== What is asked ==
Every line with the string "page" should be gathered.

++++++++++++++++++++

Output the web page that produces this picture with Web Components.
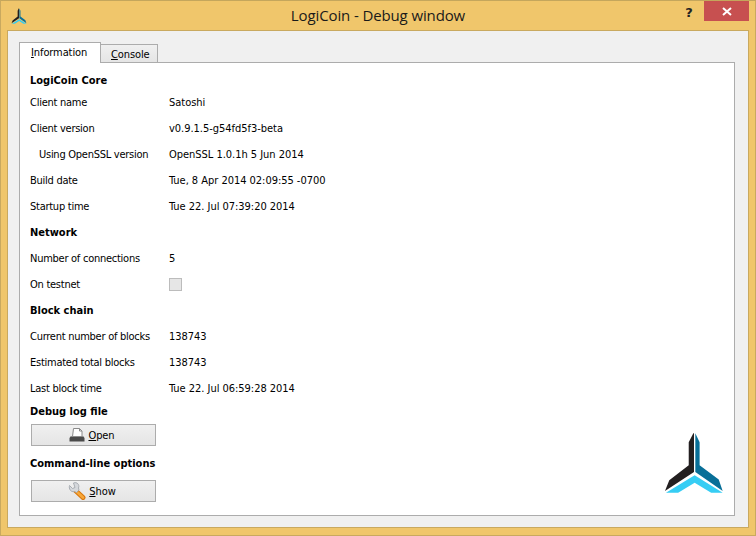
<!DOCTYPE html>
<html>
<head>
<meta charset="utf-8">
<title>LogiCoin - Debug window</title>
<style>
  html, body { margin: 0; padding: 0; overflow: hidden; }
  body { width: 756px; height: 536px; font: 11px/13px "DejaVu Sans Condensed", "DejaVu Sans", sans-serif; font-stretch: condensed; letter-spacing: -0.1px; color: #000; }
</style>
</head>
<body>
<svg width="0" height="0" style="position:absolute">
  <symbol id="logo-mark" viewBox="70 34 186 188">
    <path fill="#231f20" d="M161 38 147 65V135L88 180 75 213 163 155V38Z"/>
    <path fill="#086f98" d="M167 38 180 65V135L238 178 250 213 167 155V38Z"/>
    <path fill="#36cdf4" d="M78 218 165 165 250 218H215L165 188 115 218Z"/>
  </symbol>
</svg>

<dbg-window>
  <info-section title="LogiCoin Core" first></info-section>
  <info-row label="Client name">Satoshi</info-row>
  <info-row label="Client version">v0.9.1.5-g54fd5f3-beta</info-row>
  <info-row label="Using OpenSSL version" indent>OpenSSL 1.0.1h 5 Jun 2014</info-row>
  <info-row label="Build date">Tue, 8 Apr 2014 02:09:55 -0700</info-row>
  <info-row label="Startup time">Tue 22. Jul 07:39:20 2014</info-row>
  <info-section title="Network"></info-section>
  <info-row label="Number of connections">5</info-row>
  <info-row label="On testnet"><dbg-check></dbg-check></info-row>
  <info-section title="Block chain"></info-section>
  <info-row label="Current number of blocks">138743</info-row>
  <info-row label="Estimated total blocks">138743</info-row>
  <info-row label="Last block time">Tue 22. Jul 06:59:28 2014</info-row>
  <info-section title="Debug log file" compact></info-section>
  <dbg-button icon="printer" key="O" rest="pen"></dbg-button>
  <info-section title="Command-line options" compact></info-section>
  <dbg-button icon="wrench" key="S" rest="how" style="--button-top: 7px"></dbg-button>
</dbg-window>

<script>
const windowTemplate = document.createElement("template");
windowTemplate.innerHTML = `
  <style>
    :host {
      display: flex;
      flex-direction: column;
      box-sizing: border-box;
      width: 756px;
      height: 536px;
      background: #f0c66b;
      border-top: 1px solid #c4a65c;
      border-right: 1px solid #c9a95f;
      border-bottom: 1px solid #c9a95f;
      border-left: 1px solid #c9a95f;
    }
    .title {
      display: flex;
      align-items: flex-start;
      height: 29px;
      padding-left: 10px;
      flex: none;
    }
    .title__icon { width: 16px; height: 16px; margin-top: 7px; flex: none; }
    .title__text {
      flex: 1;
      text-align: center;
      font: 15px/20px "Open Sans", sans-serif;
      letter-spacing: -0.12px;
      color: #1a1a1a;
      margin-top: 4px;
      padding-left: 47px;
    }
    .title__help {
      width: 14px;
      margin: 4px 8px 0 0;
      font: bold 13px/16px "DejaVu Sans", sans-serif;
      letter-spacing: 0;
      color: #222;
      text-align: center;
    }
    .title__close {
      width: 45px;
      height: 20px;
      margin-right: 6px;
      background: #c75050;
      display: flex;
      align-items: center;
      justify-content: center;
    }
    .client {
      flex: 1;
      margin: 0 6px 7px 6px;
      border: 1px solid #c9a95f;
      background: #f0f0f0;
      padding: 11px 13px 11px 11px;
      display: flex;
      flex-direction: column;
      min-height: 0;
    }
    .tabs { display: flex; align-items: flex-end; height: 20px; flex: none; position: relative; z-index: 1; }
    .tab {
      box-sizing: border-box;
      border: 1px solid #acacac;
      border-bottom: 0;
      padding-left: 11px;
      color: #000;
    }
    .tab--on { width: 82px; height: 21px; background: #fff; margin-bottom: -1px; line-height: 19px; }
    .tab--off {
      width: 58px;
      height: 18px;
      margin-left: -1px;
      padding-left: 10px;
      line-height: 19px;
      background: linear-gradient(#f0f0f0, #e5e5e5);
    }
    .pane {
      flex: 1;
      border: 1px solid #acacac;
      background: #fff;
      display: flex;
      min-height: 0;
    }
    .pane__body { flex: 1; padding: 6px 0 0 10px; }
    .pane__logo { width: 62px; height: 62px; align-self: flex-end; margin: 0 9px 21px 0; flex: none; }
  </style>
  <div class="title">
    <svg class="title__icon"><use href="#logo-mark"></use></svg>
    <div class="title__text">LogiCoin - Debug window</div>
    <div class="title__help">?</div>
    <div class="title__close">
      <svg width="10" height="9" viewBox="0 0 10 9"><path d="M1 1 9 8M9 1 1 8" stroke="#fff" stroke-width="2" fill="none"/></svg>
    </div>
  </div>
  <div class="client">
    <div class="tabs">
      <div class="tab tab--on"><u>I</u>nformation</div>
      <div class="tab tab--off"><u>C</u>onsole</div>
    </div>
    <div class="pane">
      <div class="pane__body"><slot></slot></div>
      <svg class="pane__logo"><use href="#logo-mark"></use></svg>
    </div>
  </div>
`;

class DbgWindow extends HTMLElement {
  constructor() {
    super();
    this.attachShadow({ mode: "open" });
    this.shadowRoot.appendChild(windowTemplate.content.cloneNode(true));
    // the symbol lives in the page, so copy it in for the shadow tree's <use>
    const defs = document.getElementById("logo-mark").cloneNode(true);
    const holder = document.createElementNS("http://www.w3.org/2000/svg", "svg");
    holder.setAttribute("width", "0");
    holder.setAttribute("height", "0");
    holder.style.position = "absolute";
    holder.appendChild(defs);
    this.shadowRoot.appendChild(holder);
  }
}

const sectionTemplate = document.createElement("template");
sectionTemplate.innerHTML = `
  <style>
    :host {
      display: flex;
      align-items: center;
      box-sizing: border-box;
      height: 26px;
      font-weight: bold;
      letter-spacing: 0;
    }
    :host([first]) { height: 22px; margin-bottom: -2px; }
    :host([compact]) { height: 20px; }
  </style>
  <span></span>
`;

class InfoSection extends HTMLElement {
  constructor() {
    super();
    this.attachShadow({ mode: "open" });
    this.shadowRoot.appendChild(sectionTemplate.content.cloneNode(true));
  }

  connectedCallback() {
    this.shadowRoot.querySelector("span").textContent = this.getAttribute("title");
  }
}

const rowTemplate = document.createElement("template");
rowTemplate.innerHTML = `
  <style>
    :host { display: grid; grid-template-columns: 139px 1fr; align-items: center; height: 26px; letter-spacing: -0.03px; }
    .label { letter-spacing: -0.26px; }
    .label[data-indent] { padding-left: 9px; }
  </style>
  <div class="label"></div>
  <div><slot></slot></div>
`;

class InfoRow extends HTMLElement {
  constructor() {
    super();
    this.attachShadow({ mode: "open" });
    this.shadowRoot.appendChild(rowTemplate.content.cloneNode(true));
  }

  connectedCallback() {
    const label = this.shadowRoot.querySelector(".label");
    label.textContent = this.getAttribute("label");
    if (this.hasAttribute("indent")) label.setAttribute("data-indent", "");
  }
}

const checkTemplate = document.createElement("template");
checkTemplate.innerHTML = `
  <style>
    :host {
      display: block;
      box-sizing: border-box;
      width: 13px;
      height: 13px;
      background: #e6e6e6;
      border: 1px solid #bcbcbc;
    }
  </style>
`;

class DbgCheck extends HTMLElement {
  constructor() {
    super();
    this.attachShadow({ mode: "open" });
    this.shadowRoot.appendChild(checkTemplate.content.cloneNode(true));
  }
}

const ICONS = {
  printer: `<svg width="16" height="14" viewBox="0 0 16 14">
    <path d="M4.5 .5H10.5L13 3V8.5H3.5Z" fill="#fff" stroke="#8a8a8a"/>
    <path d="M10.5 .5V3H13" fill="none" stroke="#8a8a8a"/>
    <path d="M2 8H14L15.5 10V13.5H.5V10Z" fill="#4a4a4a"/>
    <path d="M2 8.5H14" stroke="#8d8d8d"/>
  </svg>`,
  wrench: `<svg width="18" height="18" viewBox="0 0 18 18">
    <path d="M8 9 15 15.5" stroke="#d9780f" stroke-width="5" stroke-linecap="round"/>
    <path d="M8 9 15 15.5" stroke="#f8a83a" stroke-width="2.6" stroke-linecap="round"/>
    <path d="M1.5 3.5 4.5 6.5 7 5.5 5.5 1C8.5 -.5 12 2.5 10.5 6L11 8 8.5 10.5 6.5 9.5C3 10.5 .5 7 1.5 3.5Z" fill="#d5d8dc" stroke="#9aa0a6" stroke-width=".8"/>
  </svg>`
};

const buttonTemplate = document.createElement("template");
buttonTemplate.innerHTML = `
  <style>
    :host {
      display: flex;
      align-items: center;
      justify-content: center;
      gap: 3px;
      box-sizing: border-box;
      width: 125px;
      height: 22px;
      padding-right: 3px;
      margin: var(--button-top, 3px) 0 7px 1px;
      border: 1px solid #acacac;
      background: linear-gradient(#f0f0f0, #e5e5e5);
    }
    .icon { display: flex; }
  </style>
  <span class="icon"></span>
  <span><u></u><span class="rest"></span></span>
`;

class DbgButton extends HTMLElement {
  constructor() {
    super();
    this.attachShadow({ mode: "open" });
    this.shadowRoot.appendChild(buttonTemplate.content.cloneNode(true));
  }

  connectedCallback() {
    this.shadowRoot.querySelector(".icon").innerHTML = ICONS[this.getAttribute("icon")];
    this.shadowRoot.querySelector("u").textContent = this.getAttribute("key");
    this.shadowRoot.querySelector(".rest").textContent = this.getAttribute("rest");
  }
}

customElements.define("dbg-window", DbgWindow);
customElements.define("info-section", InfoSection);
customElements.define("info-row", InfoRow);
customElements.define("dbg-check", DbgCheck);
customElements.define("dbg-button", DbgButton);
</script>
</body>
</html>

++++++++++++++++++++

== Response ==
Output the web page that produces this picture with Web Components.
    // the symbol lives in the page, so copy it in for the shadow tree's <use>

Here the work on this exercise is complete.